### Exercise task
From the listing below, pull each line that includes "React".

— BEGIN —

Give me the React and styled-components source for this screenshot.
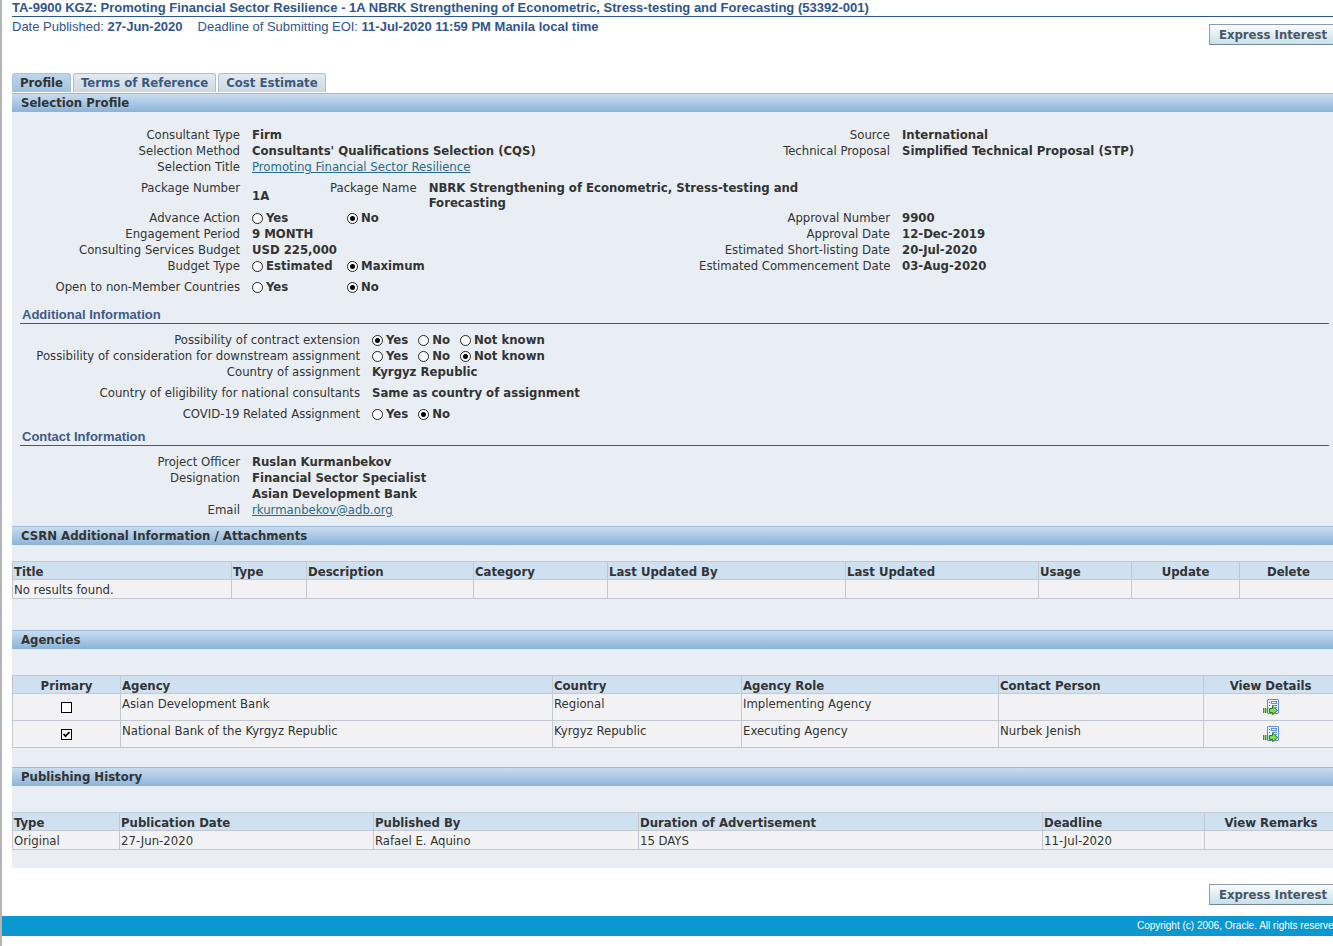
import React from 'react';
import styled, { createGlobalStyle, css } from 'styled-components';

const tahoma = "'DejaVu Sans Condensed', 'DejaVu Sans', sans-serif";
const arial = "'Liberation Sans', Arial, sans-serif";

const GlobalStyle = createGlobalStyle`
    * {
        box-sizing: border-box;
    }

    body {
        margin: 0;
        background: #fff;
        color: #333;
        font-family: ${tahoma};
        font-size: 13px;
        line-height: 16px;
        overflow-x: hidden;
    }
`

const Page = styled.div`
    width: calc(100% + 4px);
    min-height: 100vh;
    border-left: 2px solid #b4b4b4;
`

const Content = styled.div`
    padding-left: 10px;
`

const Title = styled.h1`
    margin: 0;
    border-bottom: 1px solid #2f5590;
    color: #2f5590;
    font: bold 13px/16px ${arial};
`

const SubTitle = styled.div`
    display: flex;
    justify-content: space-between;
    align-items: flex-start;
    padding-top: 2px;
    color: #2f5590;
    font: 13px/16px ${arial};
`

const Dates = styled.div`
    display: flex;
    gap: 15px;
`

const ExpressButton = styled.button`
    height: 21px;
    padding: 0 9px;
    border: 1px solid #8d9bb3;
    border-bottom: 1px solid #76849c;
    background: linear-gradient(#fbfdfe, #c6e0e8);
    color: #4a5568;
    font: bold 13px/16px ${tahoma};
    white-space: nowrap;
    cursor: pointer;
`

const TopButton = styled(ExpressButton)`
    margin-top: 5px;
`

const Tabs = styled.div`
    display: flex;
    gap: 2px;
    margin-top: 28px;
    padding-bottom: 1px;
`

const Tab = styled.button`
    height: 19px;
    padding: 0 7px;
    border: 1px solid #b4bcc6;
    border-bottom: 0;
    border-radius: 3px 3px 0 0;
    background: linear-gradient(#e2eaf1, #cdd8e1);
    color: #3c5a80;
    font: bold 13px/16px ${tahoma};
    white-space: nowrap;
    cursor: pointer;

    ${({ $active }) => $active && css`
        border-color: #a9c3dc;
        background: linear-gradient(#bdd6ec, #9fc3e2);
        color: #333;
    `}
`

const Panel = styled.main`
    padding-bottom: 18px;
    background: #e9eef5;
`

const Bar = styled.h2`
    margin: 0;
    padding: 1px 9px;
    border-top: 1px solid #9dbbdc;
    background: linear-gradient(#c9dcee, #8ab4da);
    color: #333;
    font: bold 13px/16px ${tahoma};
`

const Form = styled.div`
    padding: ${({ $pad }) => $pad};
`

const rowLayouts = {
    profile: '228px 1fr 191px 1fr',
    additional: '348px 1fr',
    contact: '228px 1fr',
};

const Row = styled.div`
    display: grid;
    grid-template-columns: ${({ $layout }) => rowLayouts[$layout]};
    column-gap: 12px;
    margin-top: ${({ $spaced }) => $spaced ? '5px' : 0};
`

const Label = styled.span`
    text-align: right;
    white-space: nowrap;
`

const Value = styled.div`
    font-weight: bold;
    white-space: nowrap;
`

const Package = styled.div`
    display: flex;
    grid-column: 2 / -1;
    gap: 12px;
    line-height: 15px;
`

const PackageNumber = styled(Value)`
    width: 66px;
    align-self: center;
`

const PackageName = styled(Value)`
    max-width: 380px;
    white-space: normal;
`

const Anchor = styled.a`
    color: #2a6a88;
    font-weight: normal;
    text-decoration: underline;
`

const Options = styled.div`
    display: flex;
    gap: ${({ $wide }) => $wide ? 0 : '10px'};
`

const Option = styled.label`
    display: flex;
    align-items: center;
    gap: 3px;
    min-width: ${({ $wide }) => $wide ? '95px' : 0};
    font-weight: bold;
`

const Radio = styled.input`
    appearance: none;
    width: 11px;
    height: 11px;
    margin: 0;
    border: 1px solid #222;
    border-radius: 50%;
    background: #fff;

    &:checked {
        background: radial-gradient(circle, #000 0 2px, #fff 3px);
    }
`

const SubHeader = styled.h3`
    margin: 0 8px;
    padding-left: 2px;
    border-bottom: 1px solid #3c5a90;
    color: #3c5a8c;
    font: bold 13px/16px ${arial};
`

const Table = styled.table`
    width: 100%;
    margin-top: ${({ $top }) => $top};
    border-collapse: collapse;
    table-layout: fixed;
    background: #f2f2f5;
`

const Col = styled.col`
    width: ${({ $w }) => $w}px;
`

const HeadRow = styled.tr`
    height: 18px;
    background: #cfe0f1;
`

const BodyRow = styled.tr`
    height: ${({ $tall }) => $tall ? '27px' : '19px'};
`

const Th = styled.th`
    padding: 2px 1px 0;
    border: 1px solid #c3c9d3;
    font: bold 13px/15px ${tahoma};
    text-align: ${({ $center }) => $center ? 'center' : 'left'};
    white-space: nowrap;
`

const Td = styled.td`
    padding: 2px 1px 0;
    border: 1px solid #c3c9d3;
    text-align: ${({ $center }) => $center ? 'center' : 'left'};
    vertical-align: top;
    white-space: nowrap;
`

const CheckBox = styled.input`
    appearance: none;
    display: block;
    width: 11px;
    height: 11px;
    margin: 6px auto 0;
    border: 1px solid #000;
    background: #fff;

    &:checked {
        background: #fff url("data:image/svg+xml,%3Csvg xmlns='http://www.w3.org/2000/svg' viewBox='0 0 9 9'%3E%3Cpath d='M1.5 4L3.5 6.2L7.5 2' fill='none' stroke='black' stroke-width='1.8'/%3E%3C/svg%3E");
    }
`

const IconLink = styled.a`
    display: inline-block;
    height: 16px;
    margin-top: 3px;

    svg {
        display: block;
    }
`

const Bottom = styled.div`
    display: flex;
    justify-content: flex-end;
    padding: 16px 0 11px;
`

const Footer = styled.footer`
    height: 20px;
    margin-right: -5px;
    background: #0b97d0;
    color: #fff;
    font: 10px/20px ${arial};
    text-align: right;
    white-space: nowrap;
`

const RadioGroup = ({ name, options, checked, wide }) => (
    <Options $wide={wide} role="radiogroup" aria-label={name}>
        {options.map((option) => (
            <Option key={option} $wide={wide}>
                <Radio type="radio" name={name} defaultChecked={option === checked} />
                {option}
            </Option>
        ))}
    </Options>
)

const DetailsIcon = () => (
    <svg width="16" height="16" viewBox="0 0 16 16">
        <rect x="4.5" y="0.5" width="11" height="14" rx="0.5" fill="#eaf2ff" stroke="#5b8fe0" />
        <path d="M6 3.5h1M6 6.5h1" stroke="#3f6fc4" />
        <rect x="8.5" y="2.5" width="5" height="2" fill="#fff" stroke="#5b8fe0" />
        <path d="M9 6.5h5M12 8.5h2" stroke="#5b8fe0" />
        <path d="M0.5 9v5M2.5 9v5M4.5 9v5" stroke="#2f9e14" strokeWidth="1.4" />
        <path d="M6.5 9.5h3v-2.5l5 4.5-5 4.2v-2.2h-3z" fill="#86dc50" stroke="#238210" />
    </svg>
)

const profileTop = [
    ['Consultant Type', 'Firm', 'Source', 'International'],
    ['Selection Method', "Consultants' Qualifications Selection (CQS)", 'Technical Proposal', 'Simplified Technical Proposal (STP)'],
    ['Selection Title', <Anchor href="#project">Promoting Financial Sector Resilience</Anchor>],
];

const profileBottom = [
    ['Advance Action', <RadioGroup wide name="Advance Action" options={['Yes', 'No']} checked="No" />, 'Approval Number', '9900'],
    ['Engagement Period', '9 MONTH', 'Approval Date', '12-Dec-2019'],
    ['Consulting Services Budget', 'USD 225,000', 'Estimated Short-listing Date', '20-Jul-2020'],
    ['Budget Type', <RadioGroup wide name="Budget Type" options={['Estimated', 'Maximum']} checked="Maximum" />, 'Estimated Commencement Date', '03-Aug-2020'],
];

const yesNoUnknown = ['Yes', 'No', 'Not known'];

const ProfileRow = ({ cells }) => (
    <Row $layout="profile">
        {cells.map((cell, index) => (
            index % 2 === 0 ? <Label key={index}>{cell}</Label> : <Value key={index}>{cell}</Value>
        ))}
    </Row>
)

const Field = ({ layout, label, spaced, children }) => (
    <Row $layout={layout} $spaced={spaced}>
        <Label>{label}</Label>
        <Value>{children}</Value>
    </Row>
)

const DataTable = ({ columns, rows, top, tall }) => (
    <Table $top={top}>
        <colgroup>
            {columns.map((column) => <Col key={column.title} $w={column.width} />)}
        </colgroup>
        <thead>
            <HeadRow>
                {columns.map((column) => (
                    <Th key={column.title} scope="col" $center={column.center}>{column.title}</Th>
                ))}
            </HeadRow>
        </thead>
        <tbody>
            {rows.map((row, index) => (
                <BodyRow key={index} $tall={tall}>
                    {columns.map((column, i) => (
                        <Td key={column.title} $center={column.center}>{row[i]}</Td>
                    ))}
                </BodyRow>
            ))}
        </tbody>
    </Table>
)

const attachmentColumns = [
    { title: 'Title', width: 219 },
    { title: 'Type', width: 75 },
    { title: 'Description', width: 167 },
    { title: 'Category', width: 134 },
    { title: 'Last Updated By', width: 238 },
    { title: 'Last Updated', width: 193 },
    { title: 'Usage', width: 93 },
    { title: 'Update', width: 108, center: true },
    { title: 'Delete', width: 98, center: true },
];

const agencyColumns = [
    { title: 'Primary', width: 108, center: true },
    { title: 'Agency', width: 432 },
    { title: 'Country', width: 189 },
    { title: 'Agency Role', width: 257 },
    { title: 'Contact Person', width: 205 },
    { title: 'View Details', width: 134, center: true },
];

const historyColumns = [
    { title: 'Type', width: 107 },
    { title: 'Publication Date', width: 254 },
    { title: 'Published By', width: 265 },
    { title: 'Duration of Advertisement', width: 404 },
    { title: 'Deadline', width: 162 },
    { title: 'View Remarks', width: 133, center: true },
];

const agencies = [
    { name: 'Asian Development Bank', country: 'Regional', role: 'Implementing Agency' },
    { name: 'National Bank of the Kyrgyz Republic', country: 'Kyrgyz Republic', role: 'Executing Agency', contact: 'Nurbek Jenish', primary: true },
];

const agencyRows = agencies.map((agency) => [
    <CheckBox type="checkbox" aria-label={`Primary: ${agency.name}`} defaultChecked={agency.primary} />,
    agency.name,
    agency.country,
    agency.role,
    agency.contact,
    <IconLink href="#details" aria-label={`View details: ${agency.name}`}><DetailsIcon /></IconLink>,
]);

const App = () => {
    return (
        <Page>
            <GlobalStyle />
            <Content>
                <Title>TA-9900 KGZ: Promoting Financial Sector Resilience - 1A NBRK Strengthening of Econometric, Stress-testing and Forecasting (53392-001)</Title>
                <SubTitle>
                    <Dates>
                        <span>Date Published: <b>27-Jun-2020</b></span>
                        <span>Deadline of Submitting EOI: <b>11-Jul-2020 11:59 PM Manila local time</b></span>
                    </Dates>
                    <TopButton type="button">Express Interest</TopButton>
                </SubTitle>
                <Tabs>
                    <Tab type="button" $active>Profile</Tab>
                    <Tab type="button">Terms of Reference</Tab>
                    <Tab type="button">Cost Estimate</Tab>
                </Tabs>
                <Panel>
                    <Bar>Selection Profile</Bar>
                    <Form $pad="15px 0 12px">
                        {profileTop.map((cells) => <ProfileRow key={cells[0]} cells={cells} />)}
                        <Row $layout="profile" $spaced>
                            <Label>Package Number</Label>
                            <Package>
                                <PackageNumber>1A</PackageNumber>
                                <Label>Package Name</Label>
                                <PackageName>NBRK Strengthening of Econometric, Stress-testing and Forecasting</PackageName>
                            </Package>
                        </Row>
                        {profileBottom.map((cells) => <ProfileRow key={cells[0]} cells={cells} />)}
                        <Field layout="contact" label="Open to non-Member Countries" spaced>
                            <RadioGroup wide name="Open to non-Member Countries" options={['Yes', 'No']} checked="No" />
                        </Field>
                    </Form>
                    <SubHeader>Additional Information</SubHeader>
                    <Form $pad="8px 0 7px">
                        <Field layout="additional" label="Possibility of contract extension">
                            <RadioGroup name="Possibility of contract extension" options={yesNoUnknown} checked="Yes" />
                        </Field>
                        <Field layout="additional" label="Possibility of consideration for downstream assignment">
                            <RadioGroup name="Possibility of consideration for downstream assignment" options={yesNoUnknown} checked="Not known" />
                        </Field>
                        <Field layout="additional" label="Country of assignment">Kyrgyz Republic</Field>
                        <Field layout="additional" label="Country of eligibility for national consultants" spaced>Same as country of assignment</Field>
                        <Field layout="additional" label="COVID-19 Related Assignment" spaced>
                            <RadioGroup name="COVID-19 Related Assignment" options={['Yes', 'No']} checked="No" />
                        </Field>
                    </Form>
                    <SubHeader>Contact Information</SubHeader>
                    <Form $pad="8px 0">
                        <Field layout="contact" label="Project Officer">Ruslan Kurmanbekov</Field>
                        <Field layout="contact" label="Designation">Financial Sector Specialist</Field>
                        <Field layout="contact">Asian Development Bank</Field>
                        <Field layout="contact" label="Email"><Anchor href="mailto:rkurmanbekov@adb.org">rkurmanbekov@adb.org</Anchor></Field>
                    </Form>
                    <Bar>CSRN Additional Information / Attachments</Bar>
                    <DataTable top="16px" columns={attachmentColumns} rows={[['No results found.']]} />
                    <Form $pad="31px 0 0">
                        <Bar>Agencies</Bar>
                        <DataTable top="26px" columns={agencyColumns} rows={agencyRows} tall />
                    </Form>
                    <Form $pad="19px 0 0">
                        <Bar>Publishing History</Bar>
                        <DataTable
                            top="26px"
                            columns={historyColumns}
                            rows={[['Original', '27-Jun-2020', 'Rafael E. Aquino', '15 DAYS', '11-Jul-2020']]}
                        />
                    </Form>
                </Panel>
                <Bottom>
                    <ExpressButton type="button">Express Interest</ExpressButton>
                </Bottom>
            </Content>
            <Footer>Copyright (c) 2006, Oracle. All rights reserved.</Footer>
        </Page>
    )
}

export default App;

— END —

### Finished exercise
Give me the React and styled-components source for this screenshot.
import React from 'react';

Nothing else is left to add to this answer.